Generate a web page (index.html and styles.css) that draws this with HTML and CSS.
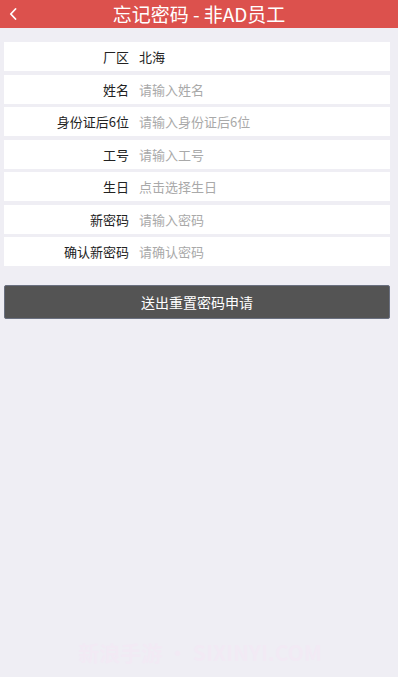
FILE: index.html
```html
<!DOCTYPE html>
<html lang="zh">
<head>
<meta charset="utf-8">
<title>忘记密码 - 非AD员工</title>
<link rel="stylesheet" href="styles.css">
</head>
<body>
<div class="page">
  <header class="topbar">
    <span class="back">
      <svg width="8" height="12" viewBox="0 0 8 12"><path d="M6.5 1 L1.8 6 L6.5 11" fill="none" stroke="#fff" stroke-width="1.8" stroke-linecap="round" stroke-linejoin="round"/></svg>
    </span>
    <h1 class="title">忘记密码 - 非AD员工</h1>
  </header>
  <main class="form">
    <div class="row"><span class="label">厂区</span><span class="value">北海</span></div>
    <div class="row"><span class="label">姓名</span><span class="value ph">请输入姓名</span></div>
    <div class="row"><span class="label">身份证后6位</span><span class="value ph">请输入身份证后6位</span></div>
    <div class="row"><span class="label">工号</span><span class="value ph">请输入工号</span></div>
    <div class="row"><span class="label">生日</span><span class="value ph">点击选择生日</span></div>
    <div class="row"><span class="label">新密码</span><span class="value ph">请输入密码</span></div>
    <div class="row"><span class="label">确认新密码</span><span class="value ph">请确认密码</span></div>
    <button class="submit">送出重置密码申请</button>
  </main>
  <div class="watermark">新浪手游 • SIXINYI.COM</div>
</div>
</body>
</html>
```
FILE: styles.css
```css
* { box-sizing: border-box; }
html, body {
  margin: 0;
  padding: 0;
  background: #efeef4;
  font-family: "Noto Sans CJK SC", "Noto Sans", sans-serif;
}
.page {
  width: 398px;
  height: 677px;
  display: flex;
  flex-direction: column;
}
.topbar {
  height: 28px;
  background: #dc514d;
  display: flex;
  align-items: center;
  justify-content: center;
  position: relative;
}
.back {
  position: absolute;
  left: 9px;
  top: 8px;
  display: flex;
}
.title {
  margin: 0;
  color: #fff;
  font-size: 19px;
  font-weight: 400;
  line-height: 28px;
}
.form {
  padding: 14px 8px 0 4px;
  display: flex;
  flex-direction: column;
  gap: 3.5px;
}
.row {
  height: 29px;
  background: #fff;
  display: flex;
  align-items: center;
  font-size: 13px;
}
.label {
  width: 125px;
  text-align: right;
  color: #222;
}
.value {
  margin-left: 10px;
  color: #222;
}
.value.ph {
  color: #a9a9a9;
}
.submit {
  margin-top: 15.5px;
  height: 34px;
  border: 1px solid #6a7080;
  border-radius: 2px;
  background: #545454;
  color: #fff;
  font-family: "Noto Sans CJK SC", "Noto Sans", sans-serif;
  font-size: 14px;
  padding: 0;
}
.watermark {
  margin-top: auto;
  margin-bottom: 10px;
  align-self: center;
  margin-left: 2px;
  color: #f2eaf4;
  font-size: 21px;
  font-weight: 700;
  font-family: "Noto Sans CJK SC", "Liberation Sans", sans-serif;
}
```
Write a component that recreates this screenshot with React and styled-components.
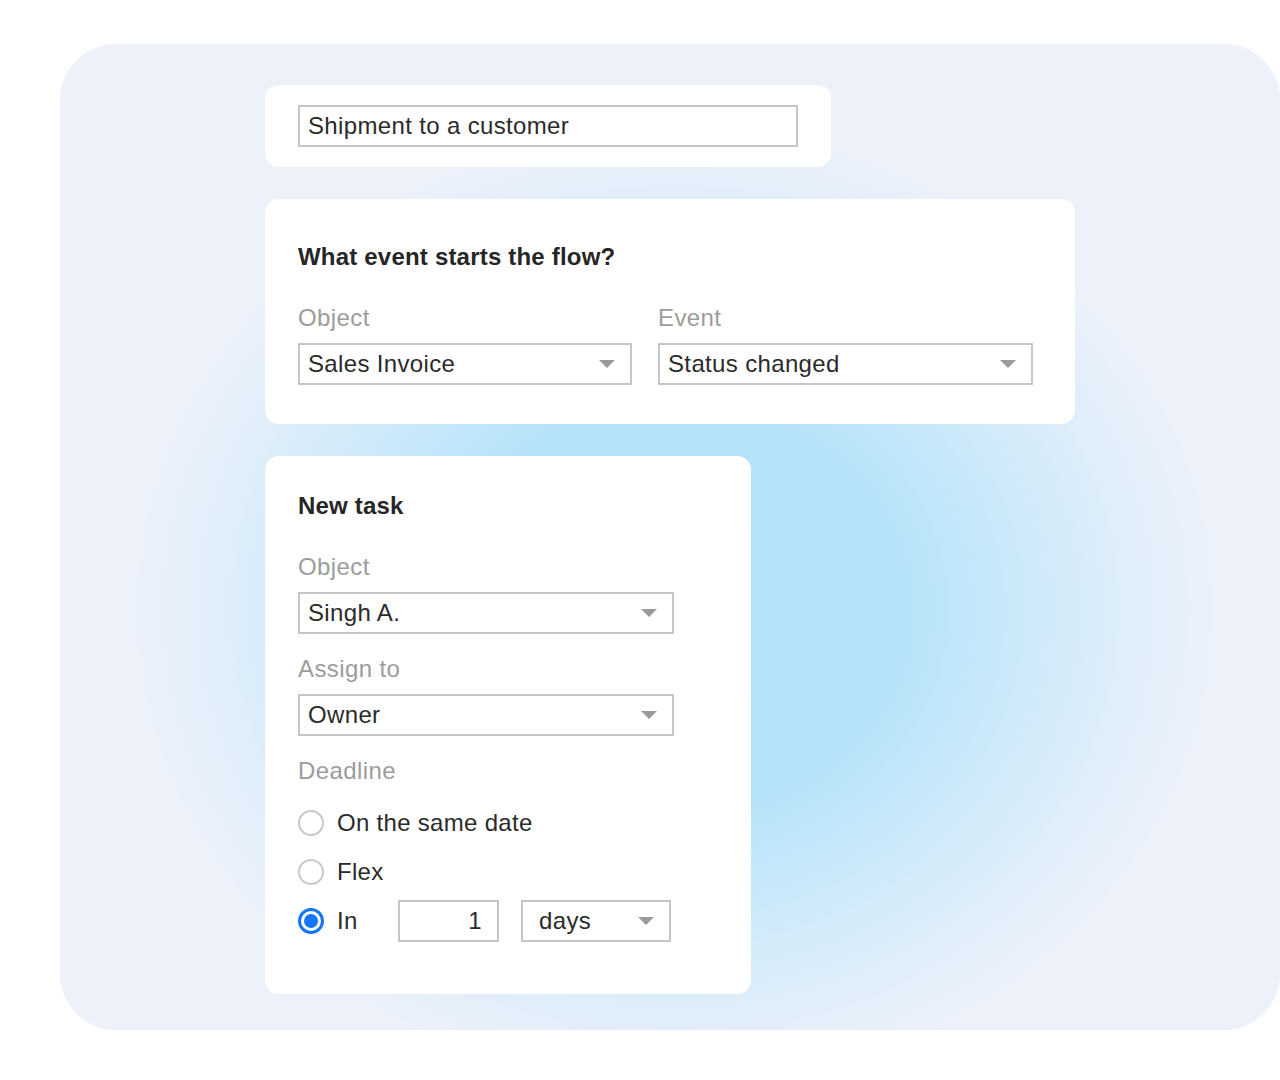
----------
Determine the number of lines in the records that include the string "this", and respond with that number only.

2